Bern, 22.05.2015 - Switzerland and Oman signed a new double taxation agreement (DTA) in the area of taxes on income today within the framework of the political consultations in Sugiez (canton of Fribourg). The new DTA contains provisions on the exchange of information in accordance with the international standard applicable at present and largely follows Switzerland's agreement policy. It will contribute to the further positive development of bilateral economic relations.

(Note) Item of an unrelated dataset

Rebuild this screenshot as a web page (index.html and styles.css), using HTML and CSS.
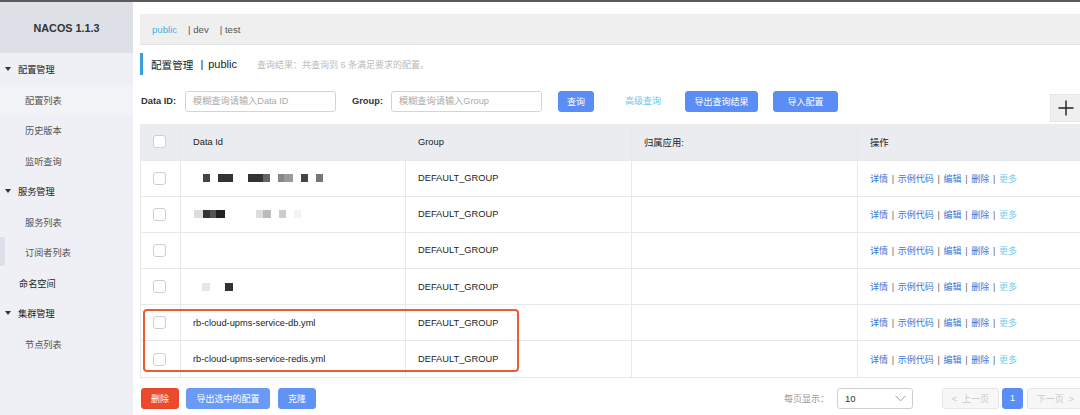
FILE: index.html
```html
<!DOCTYPE html>
<html lang="zh">
<head>
<meta charset="utf-8">
<title>NACOS</title>
<link rel="stylesheet" href="styles.css">
</head>
<body>
<div class="topline"></div>
<div class="app">
  <aside class="sidebar">
    <div class="brand">NACOS 1.1.3</div>
    <nav class="menu">
      <div class="group"><span class="caret"></span>配置管理</div>
      <div class="item active">配置列表</div>
      <div class="item">历史版本</div>
      <div class="item">监听查询</div>
      <div class="group"><span class="caret"></span>服务管理</div>
      <div class="item">服务列表</div>
      <div class="item">订阅者列表</div>
      <div class="group plain">命名空间</div>
      <div class="group"><span class="caret"></span>集群管理</div>
      <div class="item">节点列表</div>
    </nav>
    <div class="handle"></div>
  </aside>
  <main class="main">
    <div class="tabs">
      <span class="tab current">public</span>
      <span class="tab">| dev</span>
      <span class="tab">| test</span>
    </div>
    <div class="title">
      <span class="title-main">配置管理</span>
      <span class="title-bar">|</span>
      <span class="title-ns">public</span>
      <span class="title-sub">查询结果：共查询到 6 条满足要求的配置。</span>
    </div>
    <div class="search">
      <label class="lbl">Data ID:</label>
      <div class="input">模糊查询请输入Data ID</div>
      <label class="lbl lbl2">Group:</label>
      <div class="input">模糊查询请输入Group</div>
      <button class="btn btn-q">查询</button>
      <span class="adv">高级查询</span>
      <button class="btn btn-exp">导出查询结果</button>
      <button class="btn btn-imp">导入配置</button>
      <button class="plus"><svg width="16" height="16" viewBox="0 0 16 16"><path d="M8 0.5v15M0.5 8h15" stroke="#222" stroke-width="1.4"/></svg></button>
    </div>
    <div class="table-wrap">
      <table class="grid">
        <colgroup><col class="c0"><col class="c1"><col class="c2"><col class="c3"><col class="c4"></colgroup>
        <thead>
          <tr><th><span class="cb"></span></th><th>Data Id</th><th>Group</th><th>归属应用:</th><th>操作</th></tr>
        </thead>
        <tbody>
          <tr>
            <td><span class="cb"></span></td>
            <td><span class="blur">
              <i class="px" style="margin-left:10px;width:7px;background:#444"></i><i class="px" style="margin-left:8px;width:15px;background:#333"></i><i class="px" style="margin-left:15px;width:15px;background:#333"></i><i class="px" style="width:7px;background:#666"></i><i class="px" style="margin-left:8px;width:6px;background:#888"></i><i class="px" style="width:9px;background:#9a9a9a"></i><i class="px" style="margin-left:8px;width:7px;background:#444"></i><i class="px" style="margin-left:8px;width:7px;background:#777"></i>
            </span></td>
            <td>DEFAULT_GROUP</td><td></td>
            <td class="ops"><a>详情</a><span class="sep">|</span><a>示例代码</a><span class="sep">|</span><a>编辑</a><span class="sep">|</span><a>删除</a><span class="sep">|</span><a class="more">更多</a></td>
          </tr>
          <tr>
            <td><span class="cb"></span></td>
            <td><span class="blur">
              <i class="px" style="margin-left:1px;width:9px;background:#ddd"></i><i class="px" style="width:7px;background:#333"></i><i class="px" style="width:6px;background:#555"></i><i class="px" style="width:9px;background:#222"></i><i class="px" style="margin-left:31px;width:7px;background:#ddd"></i><i class="px" style="width:8px;background:#bbb"></i><i class="px" style="margin-left:8px;width:7px;background:#ccc"></i><i class="px" style="margin-left:8px;width:7px;background:#f3f3f3"></i>
            </span></td>
            <td>DEFAULT_GROUP</td><td></td>
            <td class="ops"><a>详情</a><span class="sep">|</span><a>示例代码</a><span class="sep">|</span><a>编辑</a><span class="sep">|</span><a>删除</a><span class="sep">|</span><a class="more">更多</a></td>
          </tr>
          <tr>
            <td><span class="cb"></span></td>
            <td></td>
            <td>DEFAULT_GROUP</td><td></td>
            <td class="ops"><a>详情</a><span class="sep">|</span><a>示例代码</a><span class="sep">|</span><a>编辑</a><span class="sep">|</span><a>删除</a><span class="sep">|</span><a class="more">更多</a></td>
          </tr>
          <tr>
            <td><span class="cb"></span></td>
            <td><span class="blur">
              <i class="px" style="margin-left:9px;width:8px;background:#e6e6e6"></i><i class="px" style="margin-left:15px;width:8px;background:#333"></i>
            </span></td>
            <td>DEFAULT_GROUP</td><td></td>
            <td class="ops"><a>详情</a><span class="sep">|</span><a>示例代码</a><span class="sep">|</span><a>编辑</a><span class="sep">|</span><a>删除</a><span class="sep">|</span><a class="more">更多</a></td>
          </tr>
          <tr>
            <td><span class="cb"></span></td>
            <td>rb-cloud-upms-service-db.yml</td>
            <td>DEFAULT_GROUP</td><td></td>
            <td class="ops"><a>详情</a><span class="sep">|</span><a>示例代码</a><span class="sep">|</span><a>编辑</a><span class="sep">|</span><a>删除</a><span class="sep">|</span><a class="more">更多</a></td>
          </tr>
          <tr>
            <td><span class="cb"></span></td>
            <td>rb-cloud-upms-service-redis.yml</td>
            <td>DEFAULT_GROUP</td><td></td>
            <td class="ops"><a>详情</a><span class="sep">|</span><a>示例代码</a><span class="sep">|</span><a>编辑</a><span class="sep">|</span><a>删除</a><span class="sep">|</span><a class="more">更多</a></td>
          </tr>
        </tbody>
      </table>
      <div class="highlight"></div>
    </div>
    <div class="footer">
      <button class="btn btn-del">删除</button>
      <button class="btn btn-exs">导出选中的配置</button>
      <button class="btn btn-clone">克隆</button>
      <div class="pager">
        <span class="pp-label">每页显示：</span>
        <div class="select"><span>10</span><svg width="11" height="7" viewBox="0 0 11 7"><path d="M0.5 0.8l5 5 5-5" fill="none" stroke="#999" stroke-width="1"/></svg></div>
        <button class="pg pg-prev">&lt; &nbsp;上一页</button>
        <button class="pg pg-cur">1</button>
        <button class="pg pg-next">下一页 &nbsp;&gt;</button>
      </div>
    </div>
  </main>
</div>
</body>
</html>
```

FILE: styles.css
```css
* { box-sizing: border-box; }
html, body { margin: 0; padding: 0; }
body {
  width: 1080px;
  height: 415px;
  overflow: hidden;
  background: #fff;
  font-family: "Liberation Sans", "Noto Sans CJK SC", sans-serif;
  font-size: 9px;
  color: #333;
}
.topline { height: 2px; background: #5b5b5b; }
.app { display: flex; height: 413px; }

.sidebar {
  position: relative;
  width: 133px;
  flex: none;
  background: #eef0f5;
}
.brand {
  height: 51px;
  background: #dde0e7;
  display: flex;
  align-items: center;
  justify-content: center;
  font-weight: bold;
  font-size: 10.8px;
  color: #333;
}
.menu { padding-top: 1px; }
.group, .item {
  height: 30.5px;
  display: flex;
  align-items: center;
  font-size: 9.2px;
}
.group { padding-left: 5px; color: #222; }
.group.plain { padding-left: 19px; }
.caret {
  width: 0; height: 0;
  border-left: 3.5px solid transparent;
  border-right: 3.5px solid transparent;
  border-top: 4px solid #333;
  margin-right: 7px;
}
.item { padding-left: 25px; color: #555; }
.item.active { background: #f2f3f7; }
.handle {
  position: absolute;
  left: 0; top: 235px;
  width: 5px; height: 29px;
  background: #dcdfe7;
  border-radius: 0 3px 3px 0;
}

.main {
  flex: 1;
  padding-left: 7px;
  min-width: 0;
}
.tabs {
  margin-top: 12px;
  height: 31px;
  background: #efefef;
  border-bottom: 1px solid #e2e2e2;
  display: flex;
  align-items: center;
  padding-left: 12px;
  font-size: 9.6px;
  color: #555;
}
.tab { margin-right: 11px; }
.tab.current { color: #3db6e0; }

.title {
  margin-top: 8px;
  height: 22px;
  border-left: 3px solid #3a9fd8;
  padding-left: 8px;
  display: flex;
  align-items: center;
}
.title-main { font-size: 10.6px; color: #222; }
.title-bar { font-size: 11px; margin-left: 7px; color: #222; }
.title-ns { font-size: 11px; margin-left: 5px; color: #222; }
.title-sub { margin-left: 20px; font-size: 9px; color: #bbb; }

.search {
  margin-top: 16px;
  height: 31px;
  display: flex;
  align-items: flex-start;
}
.lbl { height: 21px; line-height: 21px; font-weight: bold; font-size: 9.3px; color: #333; margin-left: 1px; width: 44px; }
.lbl2 { margin-left: 16px; width: 39px; }
.input {
  width: 151px;
  height: 21px;
  border: 1px solid #d4d4d4;
  border-radius: 3px;
  padding-left: 7px;
  line-height: 19px;
  color: #aaa;
  font-size: 9.2px;
}
.btn {
  height: 21px;
  border: 1px solid #5a8cf5;
  border-radius: 3px;
  background: #5b8df6;
  color: #fff;
  font-family: inherit;
  font-size: 9px;
  padding: 0;
  cursor: pointer;
}
.btn-q { width: 36px; margin-left: 16px; }
.adv { margin-left: 31px; color: #70c6ee; height: 21px; line-height: 21px; font-size: 9px; }
.btn-exp { width: 73px; margin-left: 24px; }
.btn-imp { width: 65px; margin-left: 15px; }
.plus {
  margin-left: auto;
  margin-top: 3px;
  width: 30px;
  height: 28px;
  background: #efefef;
  border: 1px solid #e6e6e6;
  border-right: none;
  padding: 0;
  display: flex;
  align-items: center;
  justify-content: center;
}

.table-wrap {
  position: relative;
  margin-top: 2px;
  width: 970px;
}
.grid {
  border-collapse: collapse;
  table-layout: fixed;
  width: 970px;
  font-size: 9.3px;
}
.c0 { width: 40px; }
.c1 { width: 225px; }
.c2 { width: 226px; }
.c3 { width: 226px; }
.c4 { width: 253px; }
.grid th, .grid td {
  border: 1px solid #e8e9ed;
  border-top: none;
  text-align: left;
  padding: 0 0 0 12px;
  font-weight: normal;
  color: #222;
  white-space: nowrap;
}
.grid thead tr { height: 36px; background: #ebecf0; }
.grid tbody tr { height: 36.2px; }
.cb {
  display: block;
  width: 13px;
  height: 13px;
  border: 1px solid #cfcfcf;
  border-radius: 3px;
  background: #fff;
}
.blur { display: flex; align-items: center; }
.px { display: block; height: 8px; }
.grid td.ops { font-size: 9px; }
.ops a { color: #3a74d4; }
.ops a.more { color: #6fd0ec; }
.sep { color: #666; margin: 0 3.7px; }
.highlight {
  position: absolute;
  left: 3px;
  top: 185px;
  width: 376px;
  height: 63px;
  border: 2px solid #eb5b36;
  border-radius: 4px;
}

.footer {
  margin-top: 10px;
  display: flex;
  align-items: center;
  height: 21px;
}
.btn-del { width: 38px; margin-left: 1px; background: #eb4a2c; border-color: #e54528; }
.btn-exs { width: 84px; margin-left: 7px; background: #6a9af6; border-color: #6a9af6; }
.btn-clone { width: 38px; margin-left: 8px; background: #6193f6; border-color: #6193f6; }
.pager { margin-left: auto; display: flex; align-items: center; margin-right: -4px; }
.pp-label { color: #999; font-size: 9px; margin-right: 8px; }
.select {
  width: 76px;
  height: 21px;
  border: 1px solid #cfcfcf;
  border-radius: 3px;
  display: flex;
  align-items: center;
  justify-content: space-between;
  padding: 0 6px 0 7px;
  font-size: 9.5px;
  color: #333;
}
.pg {
  height: 21px;
  border: 1px solid #e6e6e6;
  border-radius: 3px;
  background: #f7f7f7;
  color: #c8c8c8;
  font-family: inherit;
  font-size: 9px;
  padding: 0;
}
.pg-prev { width: 57px; margin-left: 29px; }
.pg-cur { width: 21px; margin-left: 3px; background: #5b8df6; border-color: #5b8df6; color: #fff; }
.pg-next { width: 57px; margin-left: 4px; }
```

Aside from the exchange of information, Switzerland and Oman have in particular agreed that dividends can be taxed at a maximum rate of 15% at source. Dividend payments from significant holdings can be subject to a maximum of 5% tax in the source state, and dividend payments to pension funds and the contracting states are taxable solely in the recipient's state of domicile. Interest will be taxed at no more than 5% in the source state. Moreover, provision has been made for taxation solely in the recipient's state of domicile for certain interest payments. Royalty payments are subject to tax of no more than 8% in the source state, whereby lower maximum tax rates for royalty payments agreed by Oman with third countries will apply also for Switzerland by virtue of a most favoured nation clause. Pensions may also be taxed at source. Furthermore, it has been stipulated that contributions to pension funds in the other country are deductible.
After negotiations finished, a report on the new DTA with Oman was submitted to the cantons and the business associations concerned for their comments. They approved the signing. The new agreement still has to be approved by Parliament in both countries before it can come into force.
To date, Switzerland has signed 51 DTAs and eight tax information exchange agreements (TIEAs) that are in line with the international exchange of information standard, and of these, 41 DTAs and three TIEAs are in force.